Pembangunan dan penataan dilakukan dengan mempertimbangkan kawasan itu sebagai cagar budaya. Para ahli dari Universitas Indonesia (UI) melalui kajian arkeologis yang disaksikan warga, sebelumnya menemukan pondasi gedung yang dulunya merupakan bangunan akuarium.

Dari penggalian yang menemukan pondasi itu baru diketahui ada bangunan yang disebut cagar budaya. Akhirnya, temuan tersebut disimpan di Rusun Akuarium.

Dalam prosesnya, warga sempat mengutarakan keinginannya agar bangunan rusun memiliki empat lantai dan tujuh blok.

Hanya saja, setelah mempertimbangkan kajian arkeologis, ternyata sekitar 4.000-5.000 meter persegi lahan harus dikosongkan. Lahan tersebut kemudian dimanfaatkan warga sebagai lokasi bercocok tanam atau urban farming dan lapangan sepak bola.

Kampung Susun Akuarium pun diputuskan terdiri dari lima blok dan diisi oleh 241 orang dengan bangunan tipe 36.

Belakangan, kampung itu meraih penghargaan tertinggi "Innovation Awards 2023" dari Asia Pacific Housing Forum (APHF) untuk kategori inisiatif program perumahan oleh masyarakat sipil.

Direktur Rujak Center for Urban Studies yang ikut membantu rencana penataan kampung Elisa Sutanudjaja mengatakan sisi inovatif kampung susun sebagai produksi sosial perumahan yang berbasiskan hak asasi manusia.

Selain itu, warga Kampung Akuarium hadir, terlibat aktif, dan menjadi bagian pengambil keputusan di semua tahap, mulai dari perencanaan, pembangunan, hingga pengelolaan dan pemanfaatan.

Kondisi terkini

Kini, sudah tiga blok di Kampung Susun Akuarium yang rampung. Pada pembangunan tahap pertama sebanyak dua blok, yakni Blok B dan D, dengan total 107 unit sudah dihuni warga.

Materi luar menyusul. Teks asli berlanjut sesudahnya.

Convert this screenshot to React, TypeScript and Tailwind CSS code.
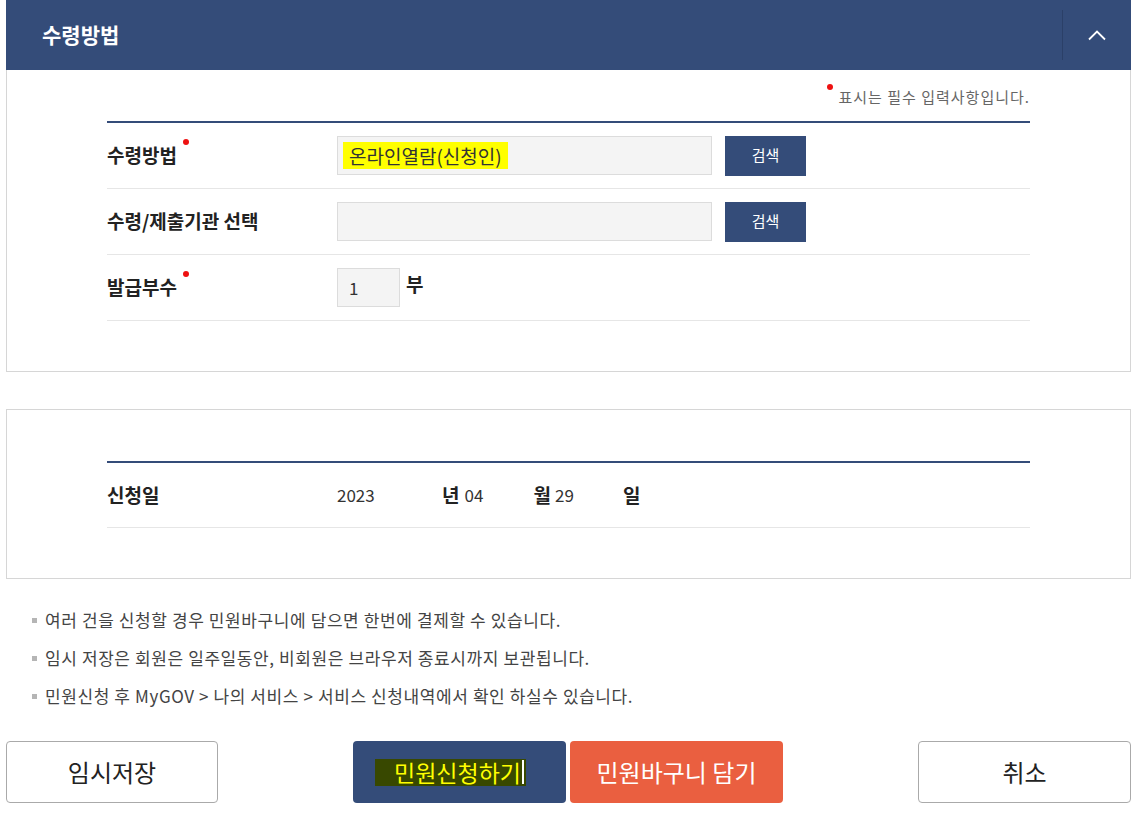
import React from "react";

const font = { fontFamily: '"Noto Sans CJK KR", "Noto Sans", sans-serif' };

const RequiredDot = () => (
  <span className="relative -top-[14px] ml-[6px] inline-block h-[6px] w-[6px] rounded-full bg-[#ee1111]" />
);

const Label: React.FC<{ text: string; required?: boolean }> = ({ text, required }) => (
  <div className="flex w-[230px] shrink-0 items-center text-[19px] font-bold text-[#222]">
    <span>{text}</span>
    {required && <RequiredDot />}
  </div>
);

const SearchButton = () => (
  <button className="ml-[13px] flex h-[40px] w-[81px] items-center justify-center bg-[#344c79] text-[15px] text-white">
    검색
  </button>
);

const notes = [
  "여러 건을 신청할 경우 민원바구니에 담으면 한번에 결제할 수 있습니다.",
  "임시 저장은 회원은 일주일동안, 비회원은 브라우저 종료시까지 보관됩니다.",
  "민원신청 후 MyGOV > 나의 서비스 > 서비스 신청내역에서 확인 하실수 있습니다.",
];

export default function App() {
  return (
    <div className="min-h-[833px] w-[1142px] bg-white pl-[6px]" style={font}>
      <div className="w-[1125px]">
        {/* Header */}
        <div className="flex h-[70px] items-center bg-[#344c79]">
          <h2 className="flex-1 pl-[36px] text-[21px] font-bold text-white">수령방법</h2>
          <div className="h-[50px] w-px bg-[#2b4068]" />
          <button className="flex h-[70px] w-[68px] items-center justify-center">
            <svg width="20" height="12" viewBox="0 0 20 12" fill="none">
              <path d="M2 10.5 L10 2.5 L18 10.5" stroke="white" strokeWidth="1.8" />
            </svg>
          </button>
        </div>

        {/* Panel 1 */}
        <div className="border-x border-b border-[#d6d6d6] pt-[17px] pb-[50px] pl-[100px] pr-[100px]">
          <div className="flex items-start justify-end text-[15px] tracking-[1px] text-[#666]">
            <span className="mt-[-3px] mr-[6px] inline-block h-[6px] w-[6px] rounded-full bg-[#ee1111]" />
            <span className="leading-[20px]">표시는 필수 입력사항입니다.</span>
          </div>
          <div className="mt-[14px] border-t-2 border-[#344c79]">
            <div className="flex h-[66px] items-center border-b border-[#e6e6e6]">
              <Label text="수령방법" required />
              <div className="flex h-[39px] w-[375px] items-center border border-[#dcdcdc] bg-[#f4f4f4] pl-[5px]">
                <span className="bg-[#ffff00] px-[6px] text-[19px] leading-[27px] text-[#333]">
                  온라인열람(신청인)
                </span>
              </div>
              <SearchButton />
            </div>
            <div className="flex h-[66px] items-center border-b border-[#e6e6e6]">
              <Label text="수령/제출기관 선택" />
              <div className="h-[39px] w-[375px] border border-[#dcdcdc] bg-[#f4f4f4]" />
              <SearchButton />
            </div>
            <div className="flex h-[66px] items-center border-b border-[#e6e6e6]">
              <Label text="발급부수" required />
              <div className="flex h-[39px] w-[63px] items-center border border-[#dcdcdc] bg-[#f4f4f4] pl-[11px] text-[17px] text-[#333]">
                1
              </div>
              <span className="ml-[6px] -mt-[7px] text-[19px] font-bold text-[#222]">부</span>
            </div>
          </div>
        </div>

        {/* Panel 2 */}
        <div className="mt-[37px] border border-[#d6d6d6] pt-[51px] pb-[50px] pl-[100px] pr-[100px]">
          <div className="border-t-2 border-[#344c79]">
            <div className="flex h-[65px] items-center border-b border-[#e6e6e6]">
              <Label text="신청일" />
              <div className="flex items-center text-[#333]">
                <span className="w-[105px] text-[17px]">2023</span>
                <span className="text-[19px] font-bold text-[#222]">년</span>
                <span className="ml-[5px] w-[69px] text-[17px]">04</span>
                <span className="text-[19px] font-bold text-[#222]">월</span>
                <span className="ml-[4px] w-[68px] text-[17px]">29</span>
                <span className="text-[19px] font-bold text-[#222]">일</span>
              </div>
            </div>
          </div>
        </div>

        {/* Notes */}
        <ul className="mt-[22px] pl-[26px]">
          {notes.map((n) => (
            <li key={n} className="flex h-[38px] items-center text-[17px] tracking-[0.6px] text-[#444]">
              <span className="mr-[8px] inline-block h-[5px] w-[5px] bg-[#b5b5b5]" />
              {n}
            </li>
          ))}
        </ul>

        {/* Buttons */}
        <div className="mt-[26px] flex items-center justify-between">
          <button className="h-[62px] w-[212px] rounded-[4px] border border-[#aaaaaa] bg-white text-[24px] text-[#222]">
            임시저장
          </button>
          <div className="flex gap-[4px]">
            <button className="flex h-[62px] w-[213px] items-center justify-start rounded-[4px] bg-[#344c79] pl-[22px]">
              <span className="flex items-center bg-[#384800] pl-[19px] pr-[2px] text-[23px] leading-[27px] text-[#ffff00]">
                민원신청하기
                <span className="ml-[1px] inline-block h-[24px] w-[2px] bg-white" />
              </span>
            </button>
            <button className="h-[62px] w-[213px] rounded-[4px] bg-[#ea5f40] text-[24px] text-white">
              민원바구니 담기
            </button>
          </div>
          <button className="h-[62px] w-[213px] rounded-[4px] border border-[#aaaaaa] bg-white text-[24px] text-[#222]">
            취소
          </button>
        </div>
      </div>
    </div>
  );
}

Lalu, ada tiga blok yang dibangun pada pembangunan tahap kedua, yakni Blok C, A dan E. Blok C masih menunggu sertifikat laik fungsi (SLF) bangunan dan proses serah terima, sementara Blok A sudah 99 persen siap huni.

Dengan begitu, pembangunan Kampung Susun Akuarium tahap kedua menyisakan satu blok lagi yakni Blok E. Pemerintah Provinsi DKI Jakarta masih mencari pengembang yang dapat berpartisipasi menyelesaikan bangunan rumah susun di kawasan itu.

Adapun jumlah hunian di ketiga blok yang berada dalam tahap dua pembangunan Kampung Susun Akuarium itu nantinya sebanyak 134 unit.

Usai lelah belajar sejarah dan menjelang waktu berbuka tiba, pengunjung yang memutuskan ngabuburit di Kampung Susun Akuarium juga bisa menjelajah sajian takjil yang dijual warga setempat.